= University of Pretoria Special Collections =

University of Pretoria Special Collections is a self-contained unit in the Library Services at the University of Pretoria. The mission of the Special Collections unit is to play a stewardship role in the acquisition and preservation of the Department of Library Services’ rare and valuable information resources, making them accessible to students, staff and researchers, as well as safeguarding them for future generations.

The unit houses the following collections:

== Africana Collections ==

===ZA Collection===

This, the largest of the collections, contains publications concerning Africa, south of the Sahara. It covers the whole spectrum of subjects, with the emphasis on historical and heritage studies, arts, indigenous crafts, fauna and flora. The journals include entire collections of such publications as Die Huisgenoot, die Brandwag and Boerevrou. The collection is fully catalogued on the Library's online catalogue., and is continuously growing. Various donors, including staff members and alumni, contributed to the establishment and growth of the Africana collection.
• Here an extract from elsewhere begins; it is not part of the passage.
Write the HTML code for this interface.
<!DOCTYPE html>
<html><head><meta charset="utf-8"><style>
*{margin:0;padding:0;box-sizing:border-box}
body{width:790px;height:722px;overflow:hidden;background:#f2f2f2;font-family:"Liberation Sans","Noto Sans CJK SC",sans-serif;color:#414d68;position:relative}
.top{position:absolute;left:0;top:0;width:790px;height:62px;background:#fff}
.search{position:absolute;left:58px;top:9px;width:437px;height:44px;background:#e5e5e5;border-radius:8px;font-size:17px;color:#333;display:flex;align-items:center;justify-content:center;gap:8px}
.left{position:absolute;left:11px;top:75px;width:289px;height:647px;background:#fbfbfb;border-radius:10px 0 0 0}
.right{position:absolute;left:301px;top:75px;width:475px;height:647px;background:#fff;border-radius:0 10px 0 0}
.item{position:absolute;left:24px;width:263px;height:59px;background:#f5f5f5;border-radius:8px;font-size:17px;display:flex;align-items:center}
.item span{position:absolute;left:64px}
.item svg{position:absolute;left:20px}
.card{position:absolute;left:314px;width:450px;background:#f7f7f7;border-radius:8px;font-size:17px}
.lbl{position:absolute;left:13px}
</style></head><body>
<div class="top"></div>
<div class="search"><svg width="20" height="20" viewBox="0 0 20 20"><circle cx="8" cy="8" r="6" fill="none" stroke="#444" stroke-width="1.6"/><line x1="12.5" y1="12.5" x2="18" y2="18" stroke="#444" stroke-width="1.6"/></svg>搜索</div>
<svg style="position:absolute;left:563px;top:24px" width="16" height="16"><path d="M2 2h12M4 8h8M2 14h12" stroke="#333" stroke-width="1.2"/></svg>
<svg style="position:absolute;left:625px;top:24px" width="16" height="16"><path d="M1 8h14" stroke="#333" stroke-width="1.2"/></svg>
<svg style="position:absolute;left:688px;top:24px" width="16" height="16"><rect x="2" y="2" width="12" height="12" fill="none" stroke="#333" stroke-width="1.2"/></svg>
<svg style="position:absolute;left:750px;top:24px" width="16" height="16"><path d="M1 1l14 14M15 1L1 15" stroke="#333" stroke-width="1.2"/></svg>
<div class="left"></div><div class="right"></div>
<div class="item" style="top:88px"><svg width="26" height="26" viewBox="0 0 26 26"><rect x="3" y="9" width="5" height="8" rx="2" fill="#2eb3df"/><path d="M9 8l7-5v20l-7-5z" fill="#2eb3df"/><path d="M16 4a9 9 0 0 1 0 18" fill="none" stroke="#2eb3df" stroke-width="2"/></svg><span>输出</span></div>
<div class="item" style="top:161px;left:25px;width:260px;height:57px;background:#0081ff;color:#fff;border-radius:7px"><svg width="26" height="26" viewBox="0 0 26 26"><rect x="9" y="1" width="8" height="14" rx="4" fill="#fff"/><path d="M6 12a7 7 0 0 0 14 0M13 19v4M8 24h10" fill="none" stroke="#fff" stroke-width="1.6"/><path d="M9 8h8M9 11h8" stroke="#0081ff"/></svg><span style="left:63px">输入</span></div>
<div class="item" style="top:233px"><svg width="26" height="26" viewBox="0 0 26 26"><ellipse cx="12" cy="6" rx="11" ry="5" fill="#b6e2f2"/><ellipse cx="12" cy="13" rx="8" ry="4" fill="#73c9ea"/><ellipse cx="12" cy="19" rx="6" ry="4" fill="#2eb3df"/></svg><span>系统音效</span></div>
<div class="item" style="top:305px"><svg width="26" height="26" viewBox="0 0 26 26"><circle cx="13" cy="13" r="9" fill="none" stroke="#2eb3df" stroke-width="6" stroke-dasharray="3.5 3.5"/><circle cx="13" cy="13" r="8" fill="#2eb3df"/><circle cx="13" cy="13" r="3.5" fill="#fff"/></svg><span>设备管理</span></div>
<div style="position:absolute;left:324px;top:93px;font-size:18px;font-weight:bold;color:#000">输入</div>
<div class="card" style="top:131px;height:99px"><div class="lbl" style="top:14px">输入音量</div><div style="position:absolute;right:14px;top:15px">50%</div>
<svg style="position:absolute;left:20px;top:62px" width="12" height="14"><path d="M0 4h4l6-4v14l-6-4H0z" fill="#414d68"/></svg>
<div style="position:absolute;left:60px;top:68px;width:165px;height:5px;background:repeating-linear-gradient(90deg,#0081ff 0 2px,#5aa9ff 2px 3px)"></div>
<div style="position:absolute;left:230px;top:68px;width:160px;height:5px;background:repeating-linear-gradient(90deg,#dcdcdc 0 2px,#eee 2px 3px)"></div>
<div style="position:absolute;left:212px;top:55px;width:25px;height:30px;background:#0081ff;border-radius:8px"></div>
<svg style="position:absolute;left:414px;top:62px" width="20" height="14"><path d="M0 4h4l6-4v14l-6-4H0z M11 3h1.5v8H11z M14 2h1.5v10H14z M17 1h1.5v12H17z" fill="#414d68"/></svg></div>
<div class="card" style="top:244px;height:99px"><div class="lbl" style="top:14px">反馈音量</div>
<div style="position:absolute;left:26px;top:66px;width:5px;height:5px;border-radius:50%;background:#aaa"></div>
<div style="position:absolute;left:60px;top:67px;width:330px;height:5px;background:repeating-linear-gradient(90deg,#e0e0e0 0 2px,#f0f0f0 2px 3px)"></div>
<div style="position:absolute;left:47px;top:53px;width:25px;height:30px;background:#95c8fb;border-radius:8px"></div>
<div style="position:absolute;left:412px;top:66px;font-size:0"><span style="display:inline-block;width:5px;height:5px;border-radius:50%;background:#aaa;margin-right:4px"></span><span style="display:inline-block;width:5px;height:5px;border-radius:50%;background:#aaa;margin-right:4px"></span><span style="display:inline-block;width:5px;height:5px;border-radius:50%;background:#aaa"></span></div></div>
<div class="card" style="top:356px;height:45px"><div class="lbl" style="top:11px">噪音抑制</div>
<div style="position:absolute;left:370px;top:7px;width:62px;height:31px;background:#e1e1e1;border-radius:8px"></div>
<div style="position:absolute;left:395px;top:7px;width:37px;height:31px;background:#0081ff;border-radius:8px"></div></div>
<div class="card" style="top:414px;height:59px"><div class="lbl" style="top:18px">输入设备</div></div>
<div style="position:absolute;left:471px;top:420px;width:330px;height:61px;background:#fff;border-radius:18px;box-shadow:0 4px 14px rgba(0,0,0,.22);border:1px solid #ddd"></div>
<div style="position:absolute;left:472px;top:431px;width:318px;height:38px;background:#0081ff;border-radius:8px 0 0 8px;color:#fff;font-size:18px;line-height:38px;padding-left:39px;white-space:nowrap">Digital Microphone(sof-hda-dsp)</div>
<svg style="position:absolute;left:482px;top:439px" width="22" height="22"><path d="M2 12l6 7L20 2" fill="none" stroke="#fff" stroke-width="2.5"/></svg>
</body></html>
Housed and labeled separately but including many Africana works, are the collections of a number of eminent persons which have been acquired since the 1920s:

===Prof J du Plessis===

of Stellenbosch

===Rev L.E. Brandt and Rev van Warmeloo===

of the Dutch Reformed Church

===Adv J de V Roos, 1884-1940===

auditor-general of the Union of South Africa, 1918–1929

===Muller and Van Belkum Collection===

part of the library of the Nederduitsch Hervormde Kerk donated by Prof S.P Engelbrecht in 1923

===Lutherse Seminarium===

donated by the Holland-Zuid-Afrikaanse Unie in 1939

===Sir J H Brand===

President of the Orange Free State, 1864–1888

===T.F. Burgers===

President of Transvaal, 1872–1877

===Pamphlet collection===

A pamphlet collection consisting of approximately 22 000 items covering a wide range of subjects is housed at Special Collections. Some of these pamphlets date from the late 19th century and early 20th century. An in-progress finding aid for the collection is available.

===Non-Africana===

Non-Africana works published before 1870 are kept in the ZBR (Brandkluis) Collection. Fine examples are: Ceremonies and religious customs of various nations of the known world vols 1 & 2, published 1734, and Bibliorum Sacrorum a 17th-century religious text in Hebrew, Greek and Latin.
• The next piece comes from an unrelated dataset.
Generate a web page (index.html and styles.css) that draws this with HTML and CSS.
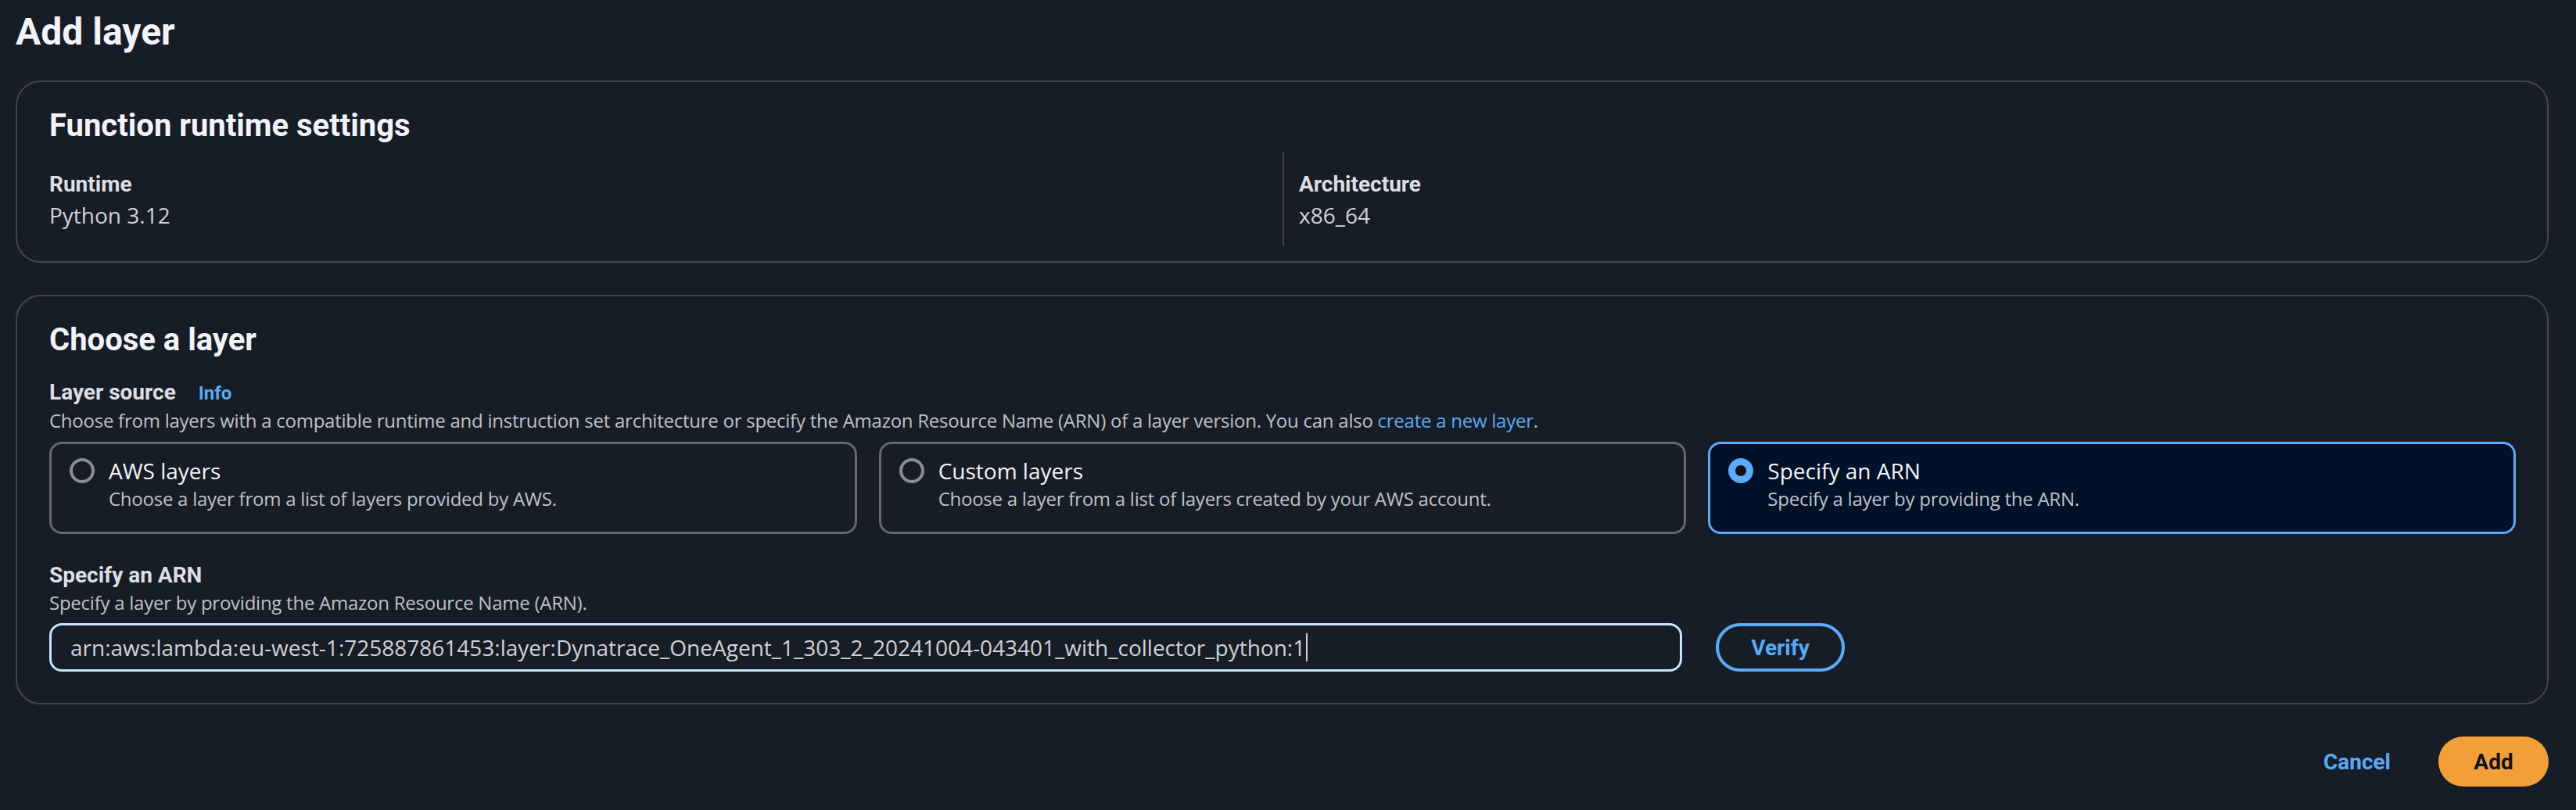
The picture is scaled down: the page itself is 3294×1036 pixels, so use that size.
FILE: index.html
```html
<!DOCTYPE html>
<html lang="en">
<head>
<meta charset="utf-8">
<title>Add layer</title>
<link rel="stylesheet" href="styles.css">
</head>
<body>
<div class="page">
  <h1 class="page-title">Add layer</h1>

  <section class="card">
    <h2 class="card-title">Function runtime settings</h2>
    <div class="kv-grid">
      <div class="kv-col">
        <div class="label">Runtime</div>
        <div class="value">Python 3.12</div>
      </div>
      <div class="kv-col kv-divided">
        <div class="label">Architecture</div>
        <div class="value">x86_64</div>
      </div>
    </div>
  </section>

  <section class="card card-layer">
    <h2 class="card-title">Choose a layer</h2>
    <div class="field">
      <div class="label">Layer source <a class="info-link">Info</a></div>
      <div class="desc">Choose from layers with a compatible runtime and instruction set architecture or specify the Amazon Resource Name (ARN) of a layer version. You can also <a class="link">create a new layer</a>.</div>
      <div class="tiles">
        <div class="tile">
          <span class="radio"></span>
          <div class="tile-text">
            <div class="tile-title">AWS layers</div>
            <div class="tile-desc">Choose a layer from a list of layers provided by AWS.</div>
          </div>
        </div>
        <div class="tile">
          <span class="radio"></span>
          <div class="tile-text">
            <div class="tile-title">Custom layers</div>
            <div class="tile-desc">Choose a layer from a list of layers created by your AWS account.</div>
          </div>
        </div>
        <div class="tile tile-selected">
          <span class="radio radio-checked"></span>
          <div class="tile-text">
            <div class="tile-title">Specify an ARN</div>
            <div class="tile-desc">Specify a layer by providing the ARN.</div>
          </div>
        </div>
      </div>
    </div>

    <div class="field field-arn">
      <div class="label">Specify an ARN</div>
      <div class="desc">Specify a layer by providing the Amazon Resource Name (ARN).</div>
      <div class="arn-row">
        <div class="input"><span class="input-text">arn:aws:lambda:eu-west-1:725887861453:layer:Dynatrace_OneAgent_1_303_2_20241004-043401_with_collector_python:1</span><span class="caret"></span></div>
        <button class="btn btn-normal">Verify</button>
      </div>
    </div>
  </section>

  <div class="actions">
    <button class="btn btn-link">Cancel</button>
    <button class="btn btn-primary">Add</button>
  </div>
</div>
</body>
</html>
```

FILE: styles.css
```css
* { box-sizing: border-box; }
html, body { margin: 0; padding: 0; }
body {
  background: #161d26;
  color: #dedee3;
  font-family: "Open Sans", "Noto Sans", sans-serif;
  width: 3294px;
  height: 1036px;
  overflow: hidden;
}
.page {
  padding: 9px 35px 0 20px;
}
.page-title {
  margin: 0;
  font-family: Roboto, "Open Sans", sans-serif;
  font-size: 48px;
  line-height: 64px;
  font-weight: 700;
  color: #f3f3f7;
}
.card {
  margin-top: 30px;
  border: 2px solid #424650;
  border-radius: 32px;
  padding: 28px 40px 19px 41px;
}
.card-layer { margin-top: 41px; padding-bottom: 40px; }
.card-title {
  margin: 0;
  font-family: Roboto, "Open Sans", sans-serif;
  font-size: 40px;
  line-height: 56px;
  font-weight: 700;
  color: #f3f3f7;
}
.kv-grid {
  margin-top: 6px;
  display: grid;
  grid-template-columns: 1fr 1fr;
}
.kv-col { padding: 20px 0; }
.kv-divided {
  border-left: 2px solid #424650;
  padding-left: 19px;
}
.label {
  font-family: Roboto, "Open Sans", sans-serif;
  font-size: 28px;
  line-height: 42px;
  margin-bottom: -2px;
  font-weight: 700;
  color: #dedee3;
}
.value {
  font-size: 28px;
  line-height: 40px;
  color: #d1d1d6;
}
.field { margin-top: 18px; }
.field-arn { margin-top: 32px; }
.info-link {
  margin-left: 22px;
  font-size: 24px;
  font-weight: 700;
  color: #5aaaf5;
}
.desc {
  font-size: 24px;
  line-height: 32px;
  letter-spacing: -0.25px;
  color: #c0c0c8;
}
.link { color: #5aaaf5; }
.tiles {
  margin-top: 11px;
  display: grid;
  grid-template-columns: 1fr 1fr 1fr;
  gap: 28px;
}
.tile {
  display: flex;
  align-items: flex-start;
  gap: 18px;
  height: 118px;
  border: 3px solid #656871;
  border-radius: 16px;
  padding: 14px 20px 20px 23px;
}
.tile-selected {
  border-color: #5aaaf5;
  background: #001129;
}
.radio {
  flex: 0 0 32px;
  width: 32px;
  height: 32px;
  margin-top: 4px;
  border: 4px solid #8c8c94;
  border-radius: 50%;
}
.radio-checked {
  border: 9px solid #5aaaf5;
  background: #0f141a;
}
.tile-title {
  font-size: 28px;
  line-height: 40px;
  color: #f3f3f7;
}
.tile-desc {
  font-size: 24px;
  line-height: 32px;
  letter-spacing: -0.25px;
  color: #c0c0c8;
}
.arn-row {
  margin-top: 10px;
  display: flex;
  align-items: center;
  gap: 43px;
}
.input {
  flex: 0 0 2088px;
  height: 62px;
  border: 3px solid #c6e4fb;
  border-radius: 16px;
  padding: 0 24px;
  display: flex;
  align-items: center;
  font-size: 28px;
  color: #d1d1d6;
  white-space: nowrap;
  overflow: hidden;
}
.caret {
  display: inline-block;
  width: 2px;
  height: 36px;
  margin-left: 1px;
  background: #d1d1d6;
}
.btn {
  font-family: Roboto, "Open Sans", sans-serif;
  font-weight: 700;
  font-size: 28px;
  border-radius: 32px;
  cursor: pointer;
}
.btn-normal {
  height: 62px;
  width: 165px;
  background: transparent;
  border: 4px solid #5aaaf5;
  color: #5aaaf5;
}
.actions {
  margin-top: 41px;
  display: flex;
  justify-content: flex-end;
  gap: 17px;
}
.btn-link {
  height: 64px;
  padding: 0 44px;
  background: transparent;
  border: none;
  color: #5aaaf5;
}
.btn-primary {
  height: 64px;
  width: 141px;
  background: #f29f3a;
  border: none;
  color: #0f141a;
}
```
== Jurriaanse (JUR) Collection ==

Kept separately in its own room, is the Jurriaanse (JUR) Collection. Dr Aardt Jurriaanse, a Dutchman, studied medicine in the Netherlands and came to South Africa during the Anglo Boer War with a medical corps in aid of the Boers. He stayed on in South Africa after the war and worked as a general practitioner in the Ermelo, Mpumalanga district of the old Transvaal where he also farmed until the end of his life. His collection of books covers the classics in literature and medicine.

== UP Publications (TUK) ==

A collection of publications by the staff, research units/student bodies or any association / organization of the University of Pretoria, also forms part of Special Collections. All publications that deal with the University of Pretoria or publications that were published with financial assistance from the University of Pretoria, are also included in this collection.
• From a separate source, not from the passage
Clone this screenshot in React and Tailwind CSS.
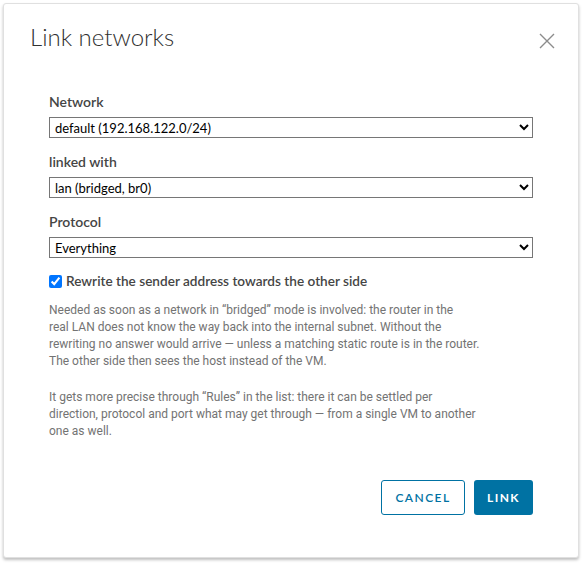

Masters and Doctoral research outputs of University of Pretoria students are regarded and preserved, as special UP Publications. This collection contains a copy of each and every dissertation/thesis by Masters and Doctoral students enrolled at all the faculties at the University of Pretoria. In 2004 it became the policy of the University of Pretoria that a student must submit a bound paper copy as well as two electronic copies of the approved dissertation/thesis. Since then the electronic copy is regarded as the preservation copy.

== Netherlands Cultural History Library (KHI & KHN) Collection ==

The collection is the most extensive Dutch collection in the Southern Hemisphere and consists of approximately 40 000 books and 40 000 journals covering all disciplines. Most of the old and rare books of this collection are separated from the main collection. These books are identified with the prefix KHIN. Some of the modern works have been integrated with the general collection of the Academic Information Service, while the rest are housed in the Old Merensky Library.

== Reserved (RES) ==

Interesting items in this collection are first edition facsimiles of the Gutenberg Bible and Leonardo da Vinci's Notebooks, as well as a first edition of Copernicus's De revolutionibus orbium coelestium . This collection was home to the works that were X-rated during the Apartheid years, i.e. books censored by the government, because they were considered subversive or pornographic. It also houses "high risk" books which are placed in the collection at the request of information specialists.

== Digital Collections ==

These collections can be viewed on Upspace, the digital research repository of the University of Pretoria. They include African Heritage Collections, Historical Legal Documents and UP Publications, among others.